Such is the appeal of “it does what it says on the tin” that financial firms are keen to ascribe this quality to their latest offers. Unfortunately, what lies beneath is often highly complicated. Increasingly, banks and building societies are offering stock market-linked accounts to savers fed up with low returns. As we explain on page 9, these accounts, more correctly called guaranteed equity bonds (GEB), are very different from a standard-issue savings account. The GEB is the equivalent of the state-of-the art Sharp 902 phone; the savings account, the equivalent of the straightforward Simply. But some institutions are not making this entirely clear. Money in a guaranteed equity bond may be protected, but the return is not guaranteed. And, even if the FTSE 100 index soars away, your gains will be limited. The current scheme from Birmingham Midshires gives, at most,

75 per cent of the growth in the index over five years. But the index would need to rise by 37 per cent to give you the same return as a savings account with a rate of 5 per cent.

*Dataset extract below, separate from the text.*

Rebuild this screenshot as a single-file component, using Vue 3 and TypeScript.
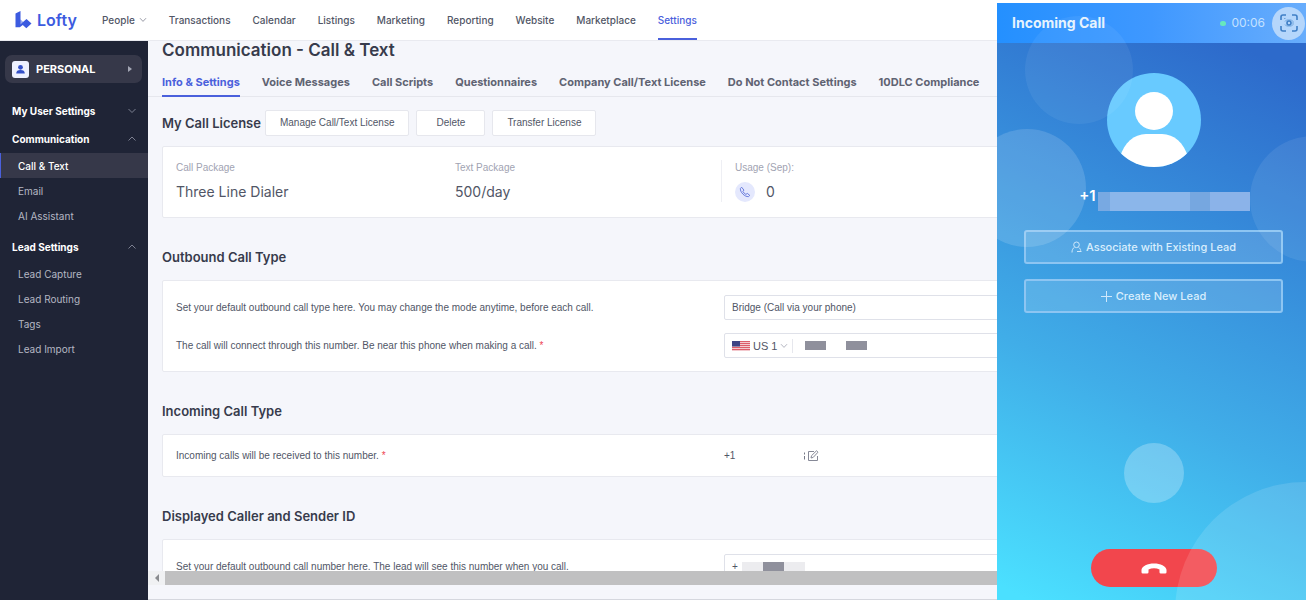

The Financial Services Authority said this week that it needs more time to decide whether hedge funds should be marketed to small investors. The watchdog seems aware that hedge funds — rich men’s investment schemes that aim to make money however markets are performing — could be flogged too easily as the simple, all-weather option for everyone. Yet fat cats are advised not to place more than 10 per cent of their millions with a hedge fund because of the risks. They would also ask tough questions before signing the cheque. If an investment offers you more, you too need to ask more questions to see whether this is what you want and need.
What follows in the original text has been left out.